Stated exercise:
Identify the lines that contain the word "page", then copy them.

======== Information supplied

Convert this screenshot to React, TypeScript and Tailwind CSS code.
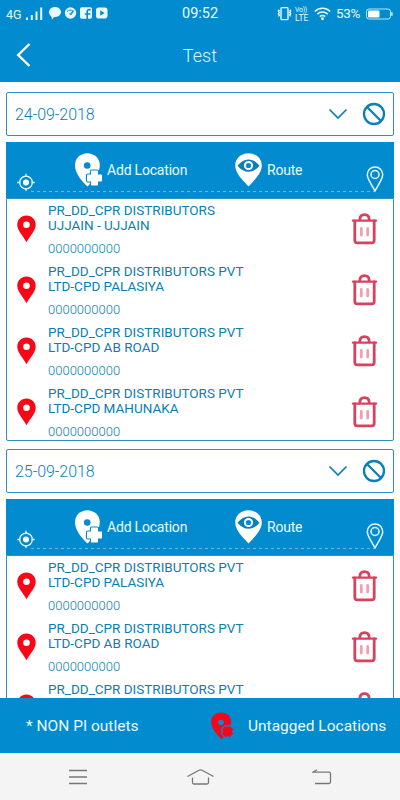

================
======== Information supplied

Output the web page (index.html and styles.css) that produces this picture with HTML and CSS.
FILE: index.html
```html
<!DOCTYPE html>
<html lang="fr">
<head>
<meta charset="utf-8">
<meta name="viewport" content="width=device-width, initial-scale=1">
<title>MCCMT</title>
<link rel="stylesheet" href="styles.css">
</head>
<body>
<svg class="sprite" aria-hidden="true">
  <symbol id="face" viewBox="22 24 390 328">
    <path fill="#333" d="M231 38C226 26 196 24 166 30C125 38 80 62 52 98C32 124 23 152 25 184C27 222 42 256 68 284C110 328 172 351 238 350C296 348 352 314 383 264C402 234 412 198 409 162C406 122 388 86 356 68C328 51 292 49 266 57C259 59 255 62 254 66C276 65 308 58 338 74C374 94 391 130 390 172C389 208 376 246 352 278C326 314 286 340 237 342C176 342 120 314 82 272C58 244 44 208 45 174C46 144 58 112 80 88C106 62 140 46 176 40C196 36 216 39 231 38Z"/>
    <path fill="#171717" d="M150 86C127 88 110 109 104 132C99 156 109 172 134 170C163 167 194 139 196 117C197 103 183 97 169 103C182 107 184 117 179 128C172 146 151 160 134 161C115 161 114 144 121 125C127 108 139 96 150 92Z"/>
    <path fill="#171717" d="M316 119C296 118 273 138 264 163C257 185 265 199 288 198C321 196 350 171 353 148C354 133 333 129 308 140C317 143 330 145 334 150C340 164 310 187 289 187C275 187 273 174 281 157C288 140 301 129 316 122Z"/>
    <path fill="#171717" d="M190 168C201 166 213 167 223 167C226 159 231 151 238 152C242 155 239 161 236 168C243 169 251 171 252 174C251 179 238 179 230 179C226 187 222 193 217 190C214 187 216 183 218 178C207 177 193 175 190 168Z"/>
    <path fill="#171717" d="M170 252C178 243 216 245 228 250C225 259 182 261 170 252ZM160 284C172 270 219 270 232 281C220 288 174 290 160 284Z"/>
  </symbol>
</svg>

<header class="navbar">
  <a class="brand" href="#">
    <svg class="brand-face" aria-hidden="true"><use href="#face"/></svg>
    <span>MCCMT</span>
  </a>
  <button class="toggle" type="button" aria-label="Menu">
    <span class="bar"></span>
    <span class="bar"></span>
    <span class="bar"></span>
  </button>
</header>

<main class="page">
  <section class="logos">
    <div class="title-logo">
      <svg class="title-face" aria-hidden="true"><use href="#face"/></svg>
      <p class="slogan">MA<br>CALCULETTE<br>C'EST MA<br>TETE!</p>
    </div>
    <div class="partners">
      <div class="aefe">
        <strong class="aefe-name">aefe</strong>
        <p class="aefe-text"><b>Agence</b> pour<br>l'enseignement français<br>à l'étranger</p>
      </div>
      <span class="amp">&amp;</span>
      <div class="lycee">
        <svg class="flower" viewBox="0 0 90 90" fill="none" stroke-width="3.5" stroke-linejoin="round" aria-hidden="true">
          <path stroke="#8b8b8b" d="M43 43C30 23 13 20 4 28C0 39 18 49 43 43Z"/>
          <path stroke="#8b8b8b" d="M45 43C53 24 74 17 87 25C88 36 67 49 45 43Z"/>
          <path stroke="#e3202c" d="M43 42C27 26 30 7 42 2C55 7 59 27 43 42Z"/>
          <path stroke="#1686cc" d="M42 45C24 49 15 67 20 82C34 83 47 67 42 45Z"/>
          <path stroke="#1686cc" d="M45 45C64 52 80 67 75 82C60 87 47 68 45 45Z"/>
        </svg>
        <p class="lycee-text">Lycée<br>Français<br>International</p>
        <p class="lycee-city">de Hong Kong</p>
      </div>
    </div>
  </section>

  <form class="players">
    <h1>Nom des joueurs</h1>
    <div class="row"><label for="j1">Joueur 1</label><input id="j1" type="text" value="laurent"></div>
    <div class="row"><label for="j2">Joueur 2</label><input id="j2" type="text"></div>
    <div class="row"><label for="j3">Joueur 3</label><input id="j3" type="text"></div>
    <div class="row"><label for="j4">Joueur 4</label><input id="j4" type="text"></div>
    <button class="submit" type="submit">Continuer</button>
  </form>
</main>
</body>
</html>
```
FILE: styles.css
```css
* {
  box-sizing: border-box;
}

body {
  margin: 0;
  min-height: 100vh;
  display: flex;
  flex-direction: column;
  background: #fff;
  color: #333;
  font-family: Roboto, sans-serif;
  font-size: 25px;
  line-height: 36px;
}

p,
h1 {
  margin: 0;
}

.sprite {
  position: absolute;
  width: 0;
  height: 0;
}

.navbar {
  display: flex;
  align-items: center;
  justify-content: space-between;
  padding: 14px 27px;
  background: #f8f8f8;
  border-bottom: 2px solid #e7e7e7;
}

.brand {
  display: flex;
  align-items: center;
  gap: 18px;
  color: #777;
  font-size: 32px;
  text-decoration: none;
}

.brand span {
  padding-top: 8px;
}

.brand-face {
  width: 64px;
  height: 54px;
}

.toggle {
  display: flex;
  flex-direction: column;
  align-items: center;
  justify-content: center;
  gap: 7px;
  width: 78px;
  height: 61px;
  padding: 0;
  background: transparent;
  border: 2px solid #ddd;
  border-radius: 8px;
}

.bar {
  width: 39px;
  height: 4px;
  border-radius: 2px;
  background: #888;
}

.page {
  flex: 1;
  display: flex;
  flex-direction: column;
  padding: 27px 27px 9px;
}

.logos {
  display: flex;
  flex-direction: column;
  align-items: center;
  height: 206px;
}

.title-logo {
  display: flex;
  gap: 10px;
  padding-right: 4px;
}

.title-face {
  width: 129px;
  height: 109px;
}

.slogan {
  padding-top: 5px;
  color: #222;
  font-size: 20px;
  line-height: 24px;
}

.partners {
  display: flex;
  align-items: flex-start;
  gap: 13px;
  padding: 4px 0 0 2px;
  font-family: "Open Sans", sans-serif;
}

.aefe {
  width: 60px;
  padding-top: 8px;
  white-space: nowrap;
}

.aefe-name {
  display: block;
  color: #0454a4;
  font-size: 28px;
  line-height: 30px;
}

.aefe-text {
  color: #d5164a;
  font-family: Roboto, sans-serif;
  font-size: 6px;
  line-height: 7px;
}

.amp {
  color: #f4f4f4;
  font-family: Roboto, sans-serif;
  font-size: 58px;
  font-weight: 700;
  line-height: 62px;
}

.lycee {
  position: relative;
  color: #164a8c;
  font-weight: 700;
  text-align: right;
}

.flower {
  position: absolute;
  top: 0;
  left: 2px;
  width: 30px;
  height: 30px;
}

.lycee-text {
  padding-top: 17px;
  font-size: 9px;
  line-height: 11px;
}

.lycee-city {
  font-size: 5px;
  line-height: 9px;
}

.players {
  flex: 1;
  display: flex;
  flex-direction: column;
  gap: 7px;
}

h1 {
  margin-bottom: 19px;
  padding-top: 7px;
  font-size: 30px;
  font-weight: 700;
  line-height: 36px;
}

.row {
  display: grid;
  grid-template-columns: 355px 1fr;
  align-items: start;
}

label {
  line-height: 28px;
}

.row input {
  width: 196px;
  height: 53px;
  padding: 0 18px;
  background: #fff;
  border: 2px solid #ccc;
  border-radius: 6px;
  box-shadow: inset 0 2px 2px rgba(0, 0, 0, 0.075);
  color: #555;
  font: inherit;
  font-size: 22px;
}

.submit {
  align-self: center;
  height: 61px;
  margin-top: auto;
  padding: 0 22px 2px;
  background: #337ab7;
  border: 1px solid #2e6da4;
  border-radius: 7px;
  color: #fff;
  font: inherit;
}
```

================

Exercise solution:
Output the web page (index.html and styles.css) that produces this picture with HTML and CSS.
<main class="page">
.page {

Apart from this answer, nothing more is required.